One of the best-known participants is Walmart, which can use IBM Food Trust to instantly trace products to their source. This helps the retail giant identify food contamination issues at the source.
IBM Food Trust participants in addition to Walmart include Golden State Foods, Driscoll's, Kroger, Unilever, McCormick, Dole, Nestle, Tyson Foods, Raw Seafoods, CHO, and Carrefour.
Benefits and Drawbacks of Consortium Blockchains
Consortium blockchains combine the features of public and private blockchains to offer participants unique benefits, such as:
- Low energy requirements: Given the small number of nodes involved in the consensus mechanism, the energy requirements are comparatively low when measured against public blockchains.
- Adaptability: Participants can easily achieve shared consensus and make necessary changes to the network.
- Scalability: Given the small number of nodes, there is room for scaling with no network congestion concerns.
- Low transaction costs: All participants work towards securing the network to safeguard their interests and not to earn rewards. The transactions are relatively cost-effective, with no additional fees to fund reward mechanisms.
- Privacy: Only preauthorized participants access the data, and with the high level of trust within the consortium, third-party access is greatly limited.
Consortium blockchains present various drawbacks as well:
- Network formation costs: Building a secure network that meets the participating organizations' needs requires significant resources.

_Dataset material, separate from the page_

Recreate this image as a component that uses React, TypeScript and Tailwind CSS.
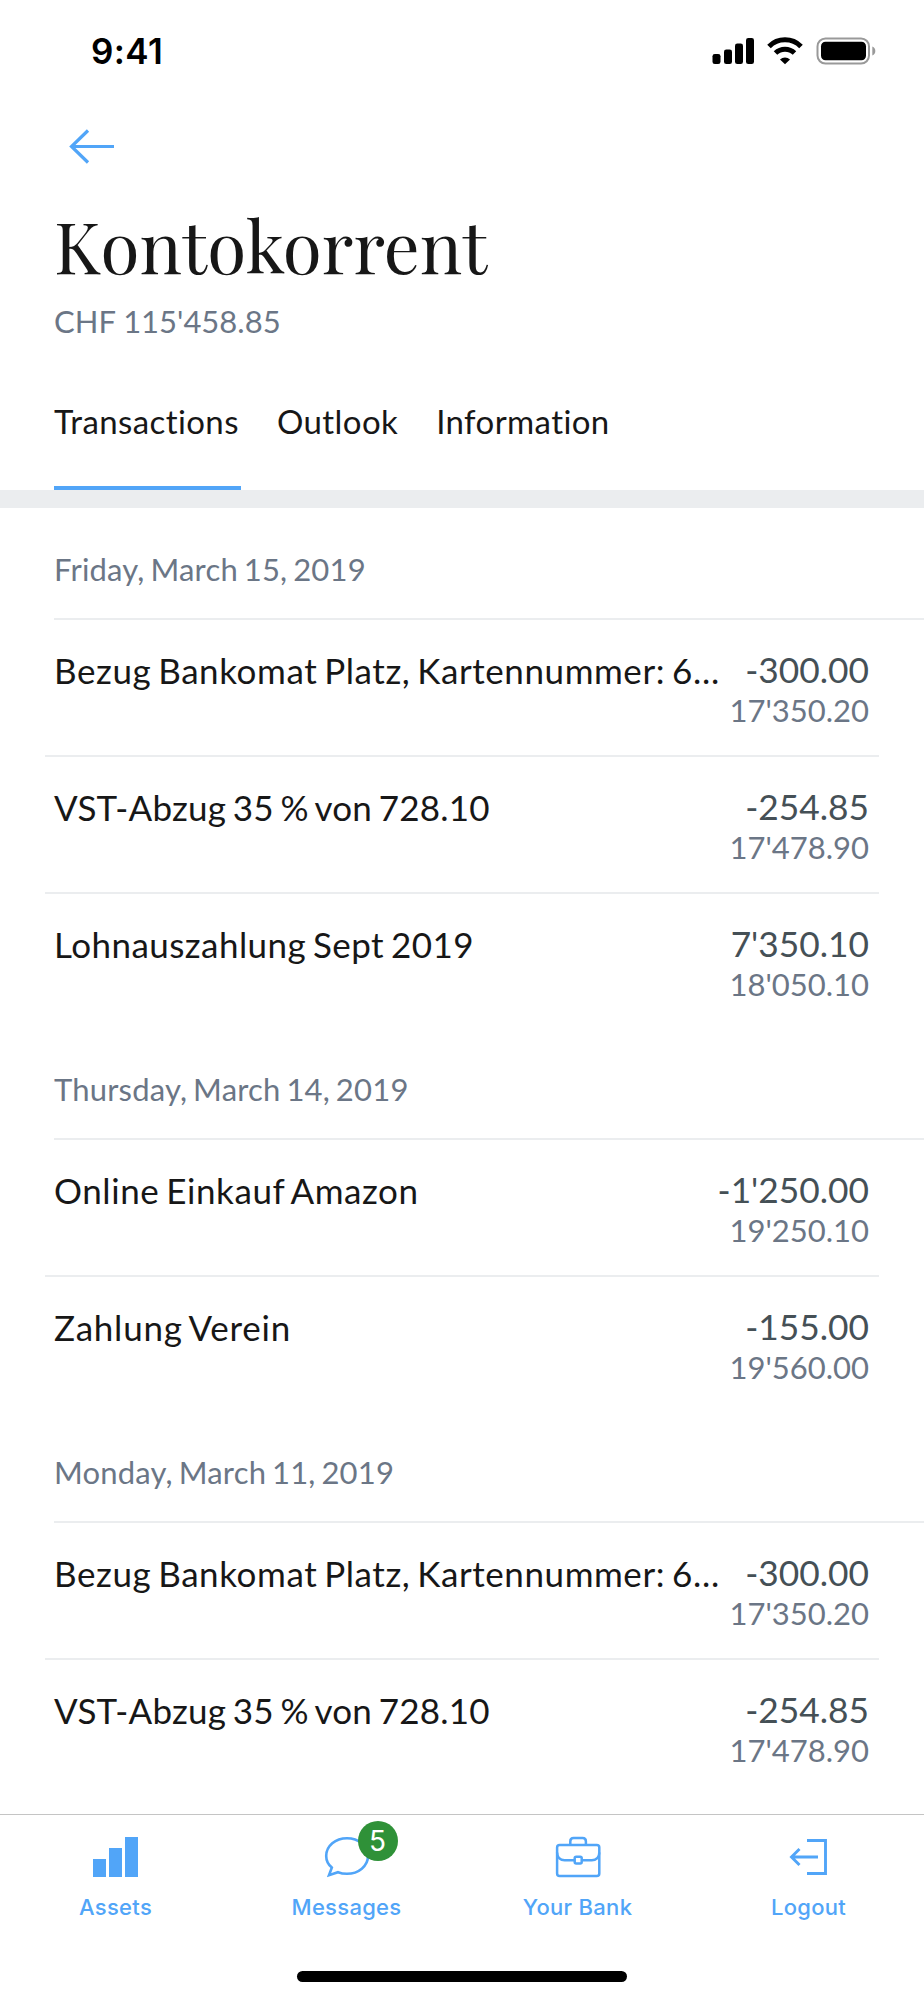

- Centralization risk: Given the few nodes, participants could collude to take control of the network.
The Bottom Line
Consortium blockchains utilize distributed ledger technology to serve enterprises across various industries.
Companies can pool resources to solve common challenges and share data to reduce operational costs and improve efficiency. However, the relatively new concept still presents challenges, such as collusion leading to centralization risks and bootstrapping costs.
Future development that addresses such concerns will be key in determining its viability for mainstream adoption.